Explicit and recurrence formulas for generalized Euler numbers (Q1343469)

The generalized Euler numbers \(E_{2n}^{(r)}\) for a complex number \(r\) and positive integer \(n\) are defined by \[ \text{sec}^r z=1/ \cos^r z=1+ \sum_{n=1}^\infty E_{2n}^{(r)} z^{2n}/ (2n)! , \qquad |z|< \pi/2. \tag{1} \] For \(r=1\) we get the ordinary Euler numbers \(E_{2n}\).

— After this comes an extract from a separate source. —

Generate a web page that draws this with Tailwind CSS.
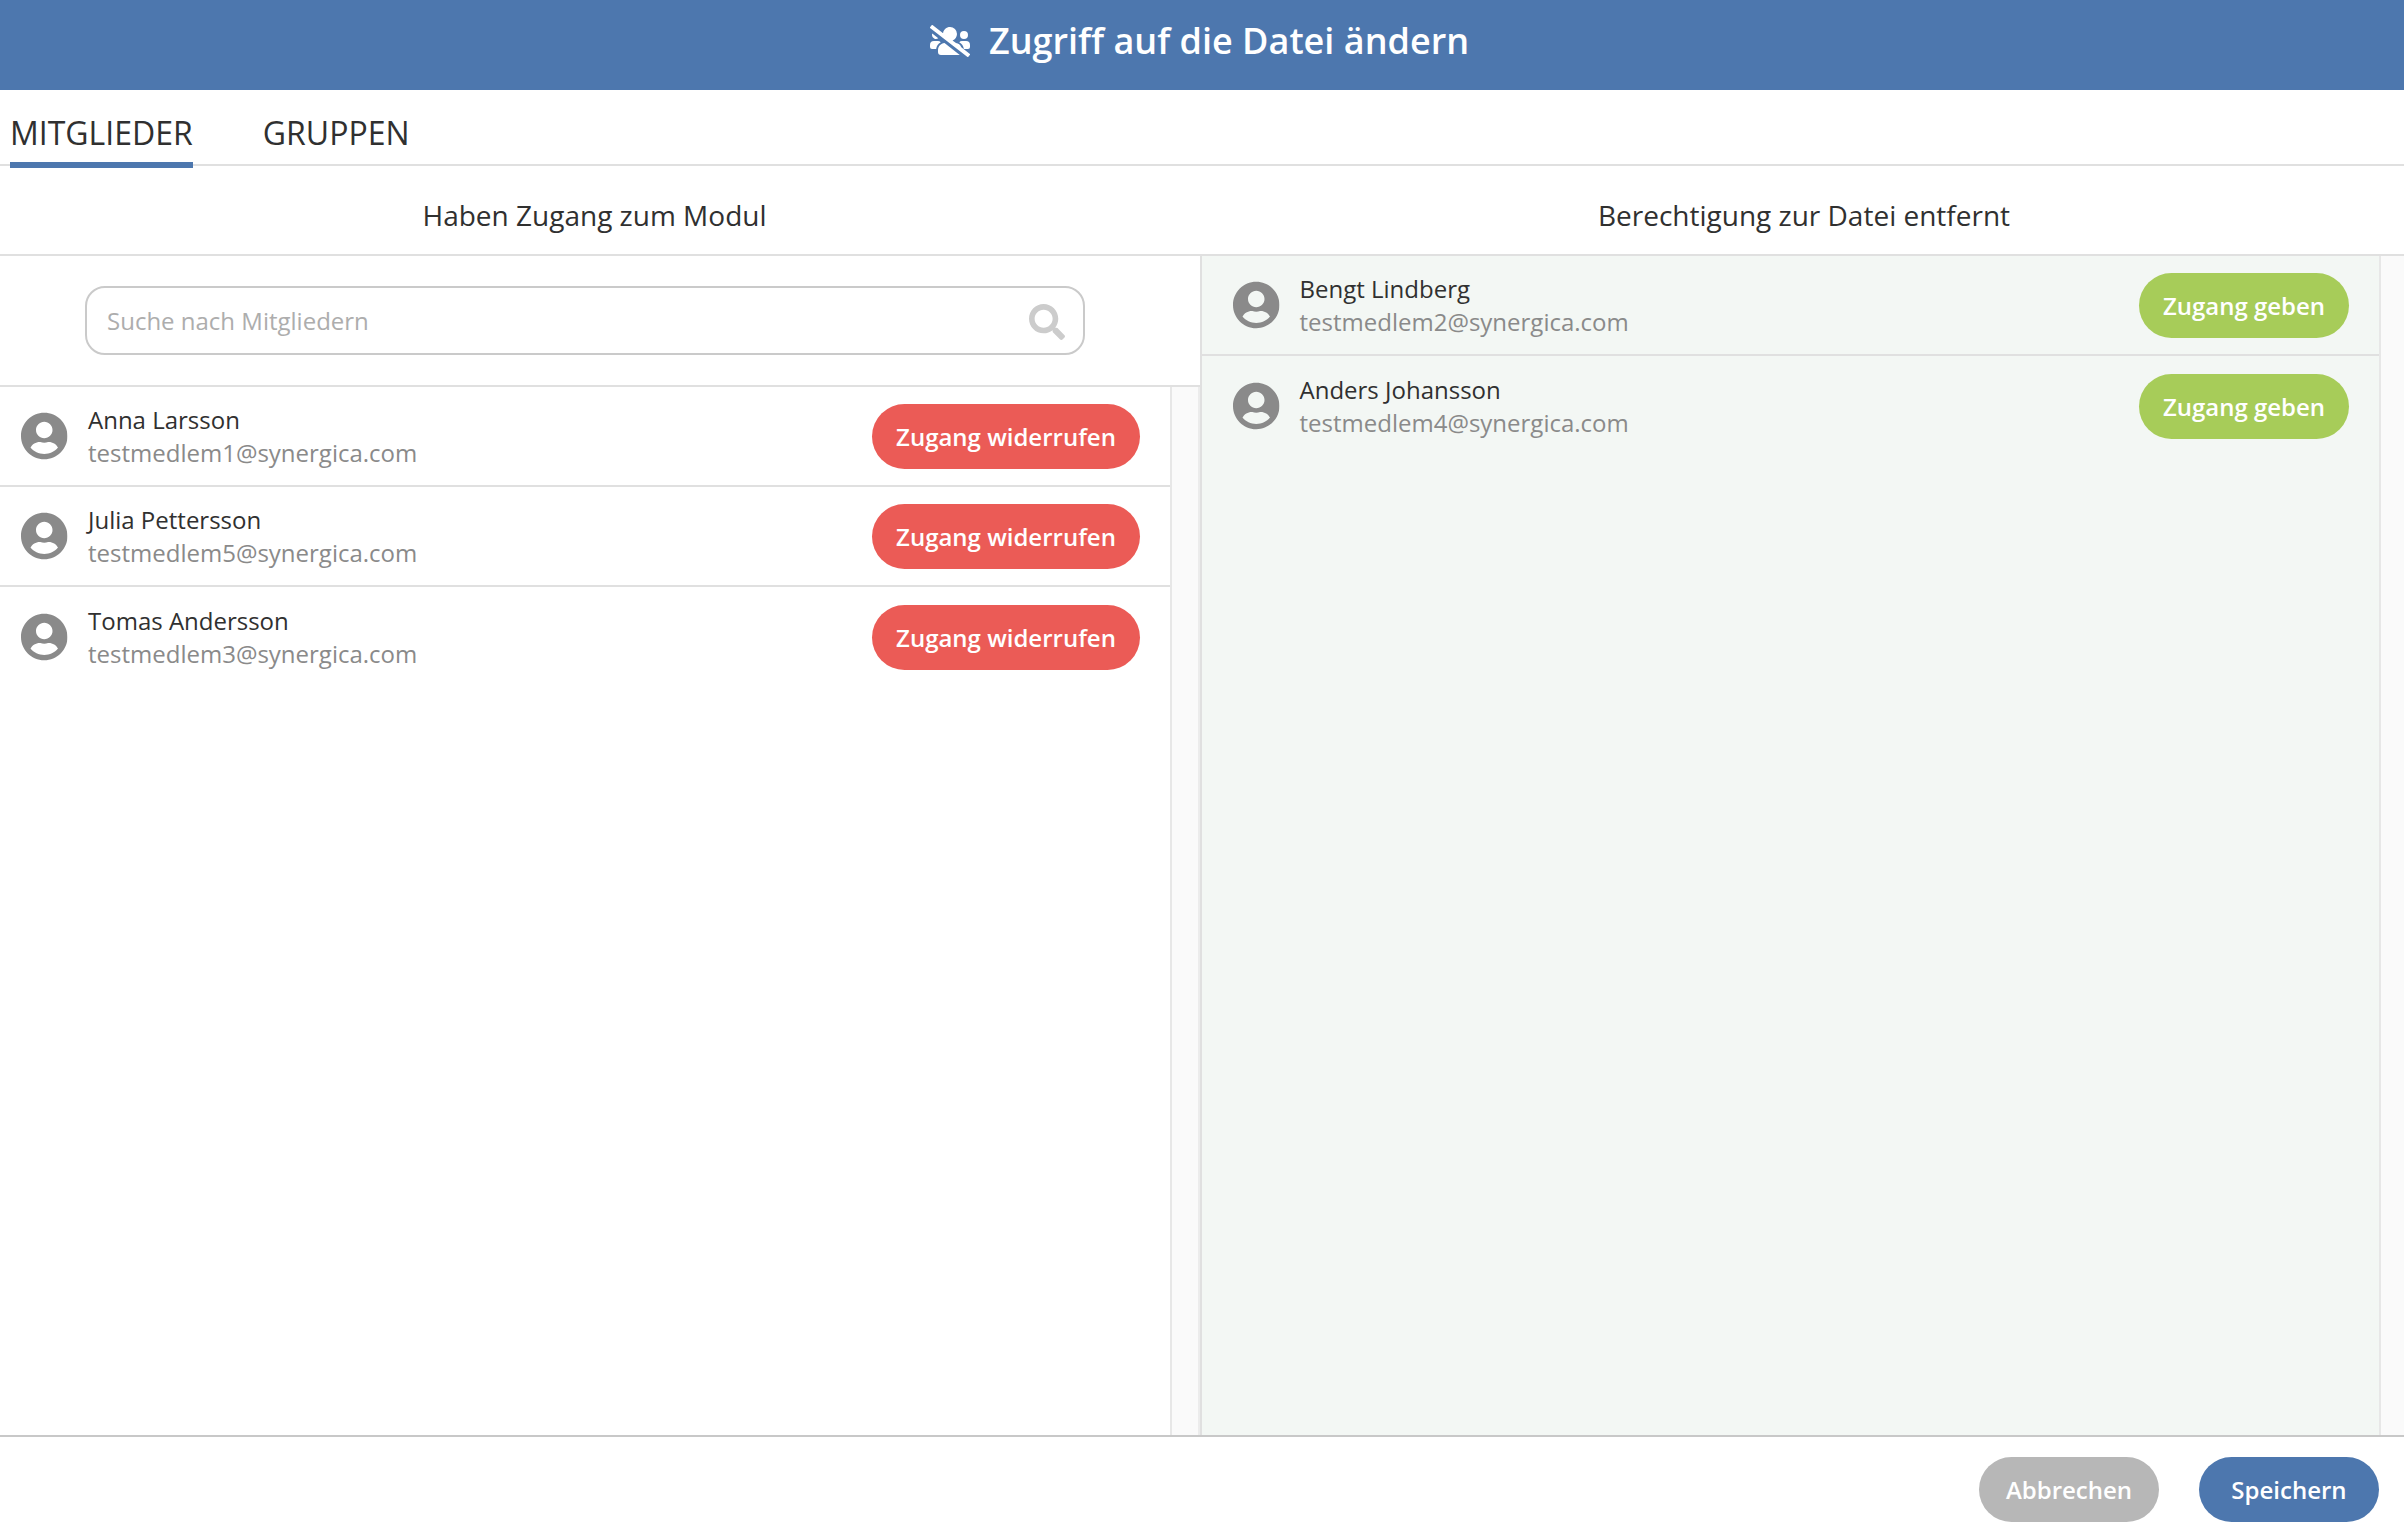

The author proves the following explicit formula for the generalized Euler numbers: \[ E_{2n}^{(r)}= \sum_{k=1}^n \sum_{j=1}^k (-1)^{n-j} {\textstyle {{r+k-1} \choose k} {{2k} \choose {k-j}}} j^{2n}/ 2^{k-1}, \tag{3} \] which generalizes the known formula for the Euler numbers [\textit{L. Comtet}, Advanced combinatorics (1974; Zbl 0283.05001)]. Furthermore the author gives the recursive formula: \[ E_{2n}^{(r)}= \sum_{m=0}^{n-1} (-1)^{n-1-m} \left[ {\textstyle {{2n-1} \choose {2m}} r+ {{2n-1} \choose {2m-1}}} \right] E_{2m}^{(r)} \tag{8} \] for positive integers \(n\), where \({{2n-1} \choose {-1}} =0\) and \(E_0^{(r)} =1\). We get from the formula (3) that \(E_{2n}^{(r)}\) are polynomials of degree \(n\) and from the formula (8) that the coefficients of these polynomials are integers. Finally it is proved that these coefficients are positive.